Les organismes de gestion collective, qui administrent une des principales sources de revenus des auteurs, compositeurs, éditeurs et producteurs, s’activent à accompagner leurs membres. Face à l’urgence à laquelle sont confrontés les professionnels, les organismes de gestion collective ont d’emblée mis l’accent sur la continuité de leurs services, en particulier pour assurer les prochaines échéances de paiement de droits, continuer de traiter les demandes d’aides et honorer les aides attribuées. Dès la mise en place du plan de secours par le Centre National de la Musique mi-mars, la Sacem, l’Adami et la Spedidam se sont engagées à hauteur de 500 000 euros chacune. A la fin du mois de mars, la Sacem dévoilait les axes de son « plan de mesures d’urgence (36 millions d’euros), comprenant un fonds de secours de 6 millions d’euros (aides entre 1 500 et 5 000 euros), des avances de droits (10% de la moyenne des trois dernières années) et des aides spécifiques aux éditeurs (1 million d’euros de plus pour le programme d’aide dédié). L’Adami a dans le même temps détaillé les mesures adoptées, pour un total de 11,3 millions d’euros. Parmi les plus significatives, le paiement exceptionnel de 8,5 millions d’euros pour accroître le soutien aux artistes en cette période de crise, ainsi que le versement des aides attribuées aux projets artistiques (festivals, concerts) annulés ou reportés pour un montant global de 1,8 million d’euros. La Spedidam a indiqué début avril avoir versé plus d’1,1 million d’euros dans le cadre de son action culturelle, juste pour le mois de mars, et ce malgré la suspension des commissions d’aides. Du coté des producteurs de phonogrammes, les membres de la SPPF bénéficient d’une avance, pour un montant global de 4 millions d’euros, remboursable sur les droits à partir de fin 2021. Le Conseil d’Administration de la SCPP a pour sa part adopté un plan de soutien à la production phonographique de 9 millions d’euros. Le premier axe porte sur l’attribution d’aides (5,2 M€), dont le caractère remboursable sera évalué en 2021, pour contribuer à compenser les pertes enregistrées en mars et avril. Le second, qui consiste en l’élargissement de l’intervention de la SCPP dans le cadre des aides à la création, est déployé en mai. L’ensemble des mesures déployées par les organismes de gestion collective, pour lutter à leur échelle contre l’impact de la crise, atteignent ainsi les 60 millions d’euros.

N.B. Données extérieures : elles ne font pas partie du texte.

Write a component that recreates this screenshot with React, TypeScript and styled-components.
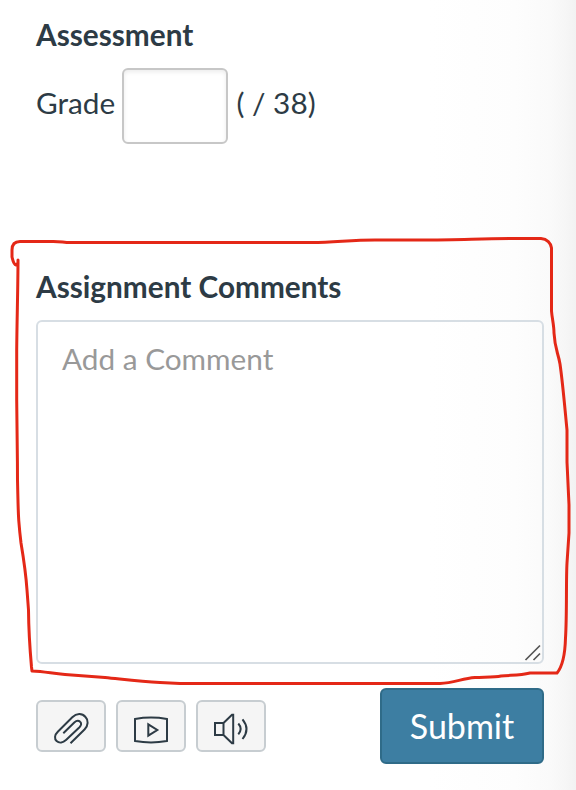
import React from 'react';
import styled, { createGlobalStyle } from 'styled-components';

const GlobalStyle = createGlobalStyle`
  * { box-sizing: border-box; }
  body { margin: 0; background: #fff; }
`;

const Panel = styled.main`
  position: relative;
  display: flex;
  flex-direction: column;
  width: 576px;
  height: 790px;
  padding: 17px 32px 0 36px;
  overflow: hidden;
  color: #2d3b45;
  font: 29.75px/36px Lato, sans-serif;
  background: linear-gradient(to right, #fff 430px, #fdfdfd 515px, #fafafa 550px, #f6f6f6 566px, #f2f2f2 576px);
`;

const Heading = styled.h2`
  margin: 0;
  font-size: 29.75px;
  line-height: 36px;
  font-weight: 700;
`;

const GradeRow = styled.label`
  display: flex;
  align-items: center;
  height: 76px;
  margin: 15px 0 125px;
`;

const GradeLabel = styled.span`
  width: 86px;
  margin-top: -7px;
`;

const GradeInput = styled.input`
  width: 106px;
  height: 76px;
  padding: 8px 16px;
  border: 2px solid #c7c7c7;
  border-radius: 6px;
  outline: none;
  background: #fff;
  box-shadow: inset 0 2px 4px rgba(0, 0, 0, 0.08);
  color: inherit;
  font: inherit;
`;

const Points = styled.span`
  margin: -7px 0 0 8.5px;
`;

const CommentField = styled.div`
  position: relative;
  width: 508px;
  height: 344px;
  margin-top: 15px;
`;

const CommentInput = styled.textarea`
  display: block;
  width: 100%;
  height: 100%;
  padding: 19px 24px;
  border: 2px solid #d7dee4;
  border-radius: 6px;
  outline: none;
  resize: none;
  background: transparent;
  color: inherit;
  font: inherit;
  &::placeholder { color: #999; opacity: 1; }
`;

const ResizeGrip = styled.svg`
  position: absolute;
  right: 2px;
  bottom: 2px;
  width: 18px;
  height: 18px;
  pointer-events: none;
`;

const Actions = styled.div`
  display: flex;
  justify-content: space-between;
  align-items: center;
  width: 508px;
  height: 76px;
  margin-top: 24px;
`;

const MediaButtons = styled.div`
  display: flex;
  gap: 10px;
`;

const MediaButton = styled.button`
  width: 70px;
  height: 52px;
  padding: 0;
  border: 2px solid #c7cdd1;
  border-radius: 6px;
  background: #f5f5f5;
  color: #2d3b45;
`;

const Icon = styled.svg`
  display: block;
  width: 70px;
  height: 52px;
  margin: -2px;
  fill: none;
  stroke: currentColor;
  stroke-width: 2;
`;

const SubmitButton = styled.button`
  width: 164px;
  height: 76px;
  padding: 0;
  border: 2px solid #2f6b88;
  border-radius: 6px;
  background: #3d7ea2;
  color: #fff;
  font: 34px/40px Lato, sans-serif;
`;

const Markup = styled.svg`
  position: absolute;
  inset: 0;
  width: 576px;
  height: 790px;
  pointer-events: none;
  fill: none;
  stroke: #e42817;
  stroke-width: 3;
  stroke-linejoin: round;
  stroke-linecap: round;
`;

export default function App() {
  return (
    <>
      <GlobalStyle />
      <Panel>
        <Heading>Assessment</Heading>
        <GradeRow>
          <GradeLabel>Grade</GradeLabel>
          <GradeInput />
          <Points>( / 38)</Points>
        </GradeRow>
        <Heading>Assignment Comments</Heading>
        <CommentField>
          <CommentInput placeholder="Add a Comment" />
          <ResizeGrip viewBox="0 0 18 18" stroke="#555" strokeWidth="1.7">
            <path d="M1.5 16 16 1.5M9.5 16l6.5-6.5" />
          </ResizeGrip>
        </CommentField>
        <Actions>
          <MediaButtons>
            <MediaButton aria-label="Attach file">
              <Icon viewBox="0 0 70 52">
                <path d="M34.5 43.2 48.5 29.5C52.5 25.5 52.5 20 49.5 17C46 13 40.5 13.2 36.3 17.3L21.8 31.8C18.5 35 18.2 38.7 20.6 41.1C23.2 43.4 27 42.8 30 40L43.5 27.2C45.5 25.2 45.6 23.2 44.1 21.8C42.5 20.2 40.3 20.6 38.3 22.5L27.3 33.3" />
              </Icon>
            </MediaButton>
            <MediaButton aria-label="Record video">
              <Icon viewBox="0 0 70 52">
                <path d="M19 19Q35 16.2 51 19V41Q35 43.8 19 41ZM32.3 24.3V35.7L41.3 30Z" />
              </Icon>
            </MediaButton>
            <MediaButton aria-label="Record audio">
              <Icon viewBox="0 0 70 52">
                <path d="M27.5 23H19V35H27.5ZM27.5 23 36 14.8H37.2V43.2H36L27.5 35M42.3 23.5Q47 29 42.3 34.3M46.5 19.3Q54.5 29 46.5 39" />
              </Icon>
            </MediaButton>
          </MediaButtons>
          <SubmitButton>Submit</SubmitButton>
        </Actions>
        <Markup viewBox="0 0 576 790">
          <path d="M18 260C18 285 17 318 16.7 350L16.7 400C17 435 17.5 455 17.5 480C18 500 18 510 18.8 521C19.5 530 20 535 21 543C24 561 26 575 27 590L28.5 610C28.7 635 30 650 31.5 667L32 671C45 671.5 52 673.5 65 674.5L105 677.5C125 679.5 140 681.5 160 682.5L180 683.5H440C454 683 462 678.5 475 677.5C485 677 495 677.3 501 676C512 675 520 675.5 530 673H557C562 667 565 657 565.5 638C567 615 566 580 567 563L569 533V505L567 462V430C565 410 563 385 560 364C558 352 555 350 554 333C554 325 552 318 551.5 311V248C551 243 547 239 541 238.5C500 238 460 240 430 240H375C350 240 335 242.5 312 242.5H70C63 242.5 60 241 50 241.5H20C14 241.5 12 245 12 250V257C13 261 13.5 264.5 16 265L18 263" />
        </Markup>
      </Panel>
    </>
  );
}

VISIBILITÉ ET RELANCE DE L’ÉCONOMIE

Un grand plan de relance dédié au secteur de la musique est indispensable pour accompagner le secteur et les professionnels. Du soutien, de l’accompagnement, de la ressource, de l’engagement. Le tout, et c’est une évidence, accompagné de moyens adéquats. Le budget alloué au Centre National de la Musique pour sa première année a permis à l’établissement de mettre sur pied, dès le mois de mars, un plan de secours abondé de 10 millions d’euros avec en complément 1,5 million d’euros de la Sacem, l’Adami et la Spedidam. « A l’évidence, pourtant, cela ne suffira pas » concédait Jean-Philippe Thiellay, Président du CNM, dans une tribune publiée le 2 avril sur LinkedIn. Le Gouvernement et plus globalement les pouvoirs publics sont attendus de toutes parts par les professionnels, entreprises, associations, intermittents, artistes. A l’attente s’ajoute le manque de visibilité sur la reprise de l’économie et de l’activité. Il faut dire que certaines annonces du Gouvernement, parce que contradictoires, ont amplifié l’inquiétude des acteurs de la filière musicale. Le Président de la République a d’abord déclaré le 13 avril que les grands festivals ne pourraient pas se tenir avant mi-juillet, avant que le Premier Ministre n’ajoute que les festivals de plus de 5000 personnes ne seraient pas autorisés avant septembre, et que le Ministre de la Culture ne précise que les festivals réunissant certaines conditions pourraient avoir lieu. 2020 devait pourtant être, avec le lancement du CNM, une année charnière de l’ambition politique pour le secteur de la musique. En l’absence d’un contexte favorable, c’est avec de la prise en considération des multiples problématiques et spécificités du secteur de la musique, de la lisibilité dans la politique menée, et de l’ambition politique que le secteur sera en bonne voie vers une sortie de crise avant un retour de la prospérité.